• **Problem statement**: Search the material for the string "that", then return every line where it is found.

• **Excerpted data**:
------------------------------------
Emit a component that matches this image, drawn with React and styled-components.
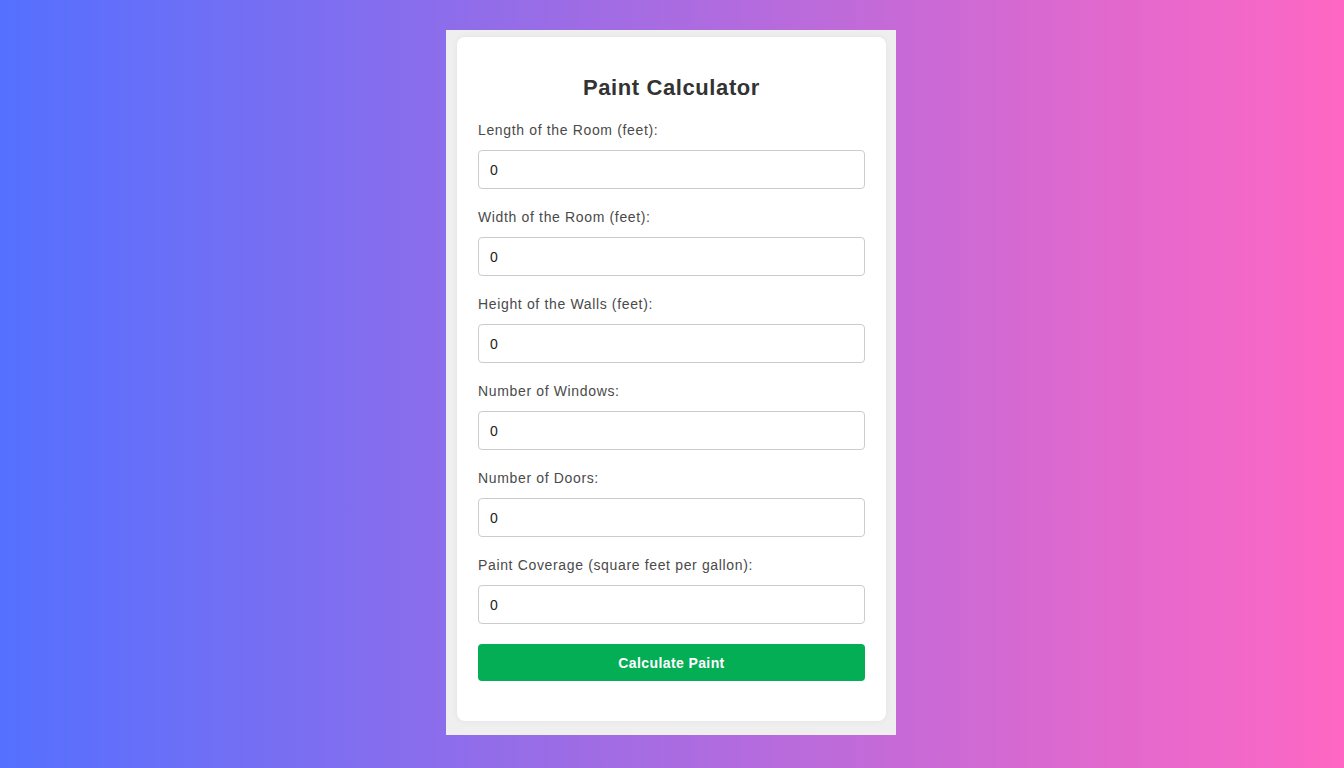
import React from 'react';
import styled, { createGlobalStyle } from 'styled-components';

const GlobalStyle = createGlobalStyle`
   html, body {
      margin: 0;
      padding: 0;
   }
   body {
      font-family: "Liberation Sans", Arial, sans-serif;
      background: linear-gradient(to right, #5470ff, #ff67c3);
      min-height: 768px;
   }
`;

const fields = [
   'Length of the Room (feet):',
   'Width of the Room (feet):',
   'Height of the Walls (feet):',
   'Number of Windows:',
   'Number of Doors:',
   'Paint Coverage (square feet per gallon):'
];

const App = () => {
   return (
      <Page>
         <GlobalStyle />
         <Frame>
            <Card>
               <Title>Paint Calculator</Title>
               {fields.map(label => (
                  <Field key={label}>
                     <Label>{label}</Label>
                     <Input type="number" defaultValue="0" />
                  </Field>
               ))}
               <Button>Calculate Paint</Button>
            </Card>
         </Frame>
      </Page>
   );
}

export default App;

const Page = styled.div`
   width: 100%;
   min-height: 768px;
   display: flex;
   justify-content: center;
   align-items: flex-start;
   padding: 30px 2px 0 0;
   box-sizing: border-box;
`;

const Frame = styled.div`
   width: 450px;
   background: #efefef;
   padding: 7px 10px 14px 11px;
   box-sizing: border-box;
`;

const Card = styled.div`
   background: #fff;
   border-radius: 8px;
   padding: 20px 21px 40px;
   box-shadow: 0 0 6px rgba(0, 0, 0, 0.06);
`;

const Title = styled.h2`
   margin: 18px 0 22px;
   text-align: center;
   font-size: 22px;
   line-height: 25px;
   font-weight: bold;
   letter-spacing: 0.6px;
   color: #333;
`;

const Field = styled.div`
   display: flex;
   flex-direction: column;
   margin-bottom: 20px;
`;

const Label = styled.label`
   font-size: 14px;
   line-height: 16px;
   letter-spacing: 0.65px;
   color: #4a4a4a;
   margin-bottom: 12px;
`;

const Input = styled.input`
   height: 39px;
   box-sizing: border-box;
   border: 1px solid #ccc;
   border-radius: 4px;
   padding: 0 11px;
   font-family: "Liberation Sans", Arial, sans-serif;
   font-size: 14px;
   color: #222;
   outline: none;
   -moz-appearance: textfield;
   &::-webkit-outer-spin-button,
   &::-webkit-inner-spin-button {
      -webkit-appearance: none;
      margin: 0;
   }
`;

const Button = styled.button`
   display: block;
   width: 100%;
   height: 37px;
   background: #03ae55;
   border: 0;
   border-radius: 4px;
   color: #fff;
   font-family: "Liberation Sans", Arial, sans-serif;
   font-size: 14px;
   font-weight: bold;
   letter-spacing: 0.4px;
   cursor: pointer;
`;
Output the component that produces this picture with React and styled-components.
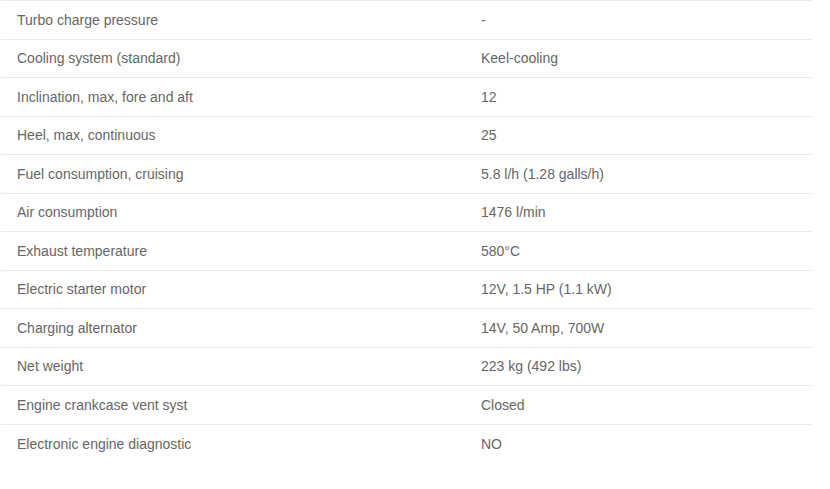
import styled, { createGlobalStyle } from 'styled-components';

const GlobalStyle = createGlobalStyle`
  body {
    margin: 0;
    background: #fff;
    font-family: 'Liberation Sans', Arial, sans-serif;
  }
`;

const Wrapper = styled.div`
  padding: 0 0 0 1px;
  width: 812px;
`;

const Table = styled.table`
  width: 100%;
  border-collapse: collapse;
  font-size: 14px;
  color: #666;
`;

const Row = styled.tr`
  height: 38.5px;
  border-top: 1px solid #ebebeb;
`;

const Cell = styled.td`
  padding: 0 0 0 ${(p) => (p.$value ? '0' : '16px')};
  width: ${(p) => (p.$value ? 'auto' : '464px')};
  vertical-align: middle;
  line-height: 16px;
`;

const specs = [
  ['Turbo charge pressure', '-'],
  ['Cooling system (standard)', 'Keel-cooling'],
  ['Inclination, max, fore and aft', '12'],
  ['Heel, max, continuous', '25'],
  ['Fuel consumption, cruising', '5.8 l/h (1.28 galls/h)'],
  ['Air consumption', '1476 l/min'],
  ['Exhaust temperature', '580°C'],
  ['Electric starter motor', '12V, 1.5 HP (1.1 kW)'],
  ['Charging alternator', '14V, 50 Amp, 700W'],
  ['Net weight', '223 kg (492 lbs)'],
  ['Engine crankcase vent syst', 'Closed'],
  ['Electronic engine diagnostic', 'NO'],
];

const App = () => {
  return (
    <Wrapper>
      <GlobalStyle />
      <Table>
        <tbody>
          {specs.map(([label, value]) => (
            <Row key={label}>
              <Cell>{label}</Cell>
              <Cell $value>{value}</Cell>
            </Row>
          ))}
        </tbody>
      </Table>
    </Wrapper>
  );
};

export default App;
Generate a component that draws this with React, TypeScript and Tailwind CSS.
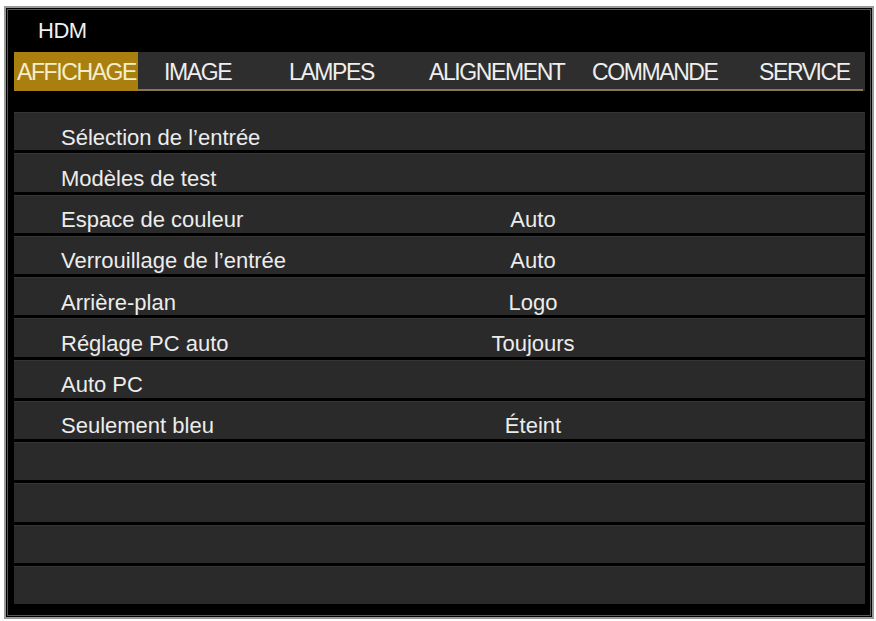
------------------------------------
• **Response to this task**:
Emit a component that matches this image, drawn with React and styled-components.
Output the component that produces this picture with React and styled-components.
Generate a component that draws this with React, TypeScript and Tailwind CSS.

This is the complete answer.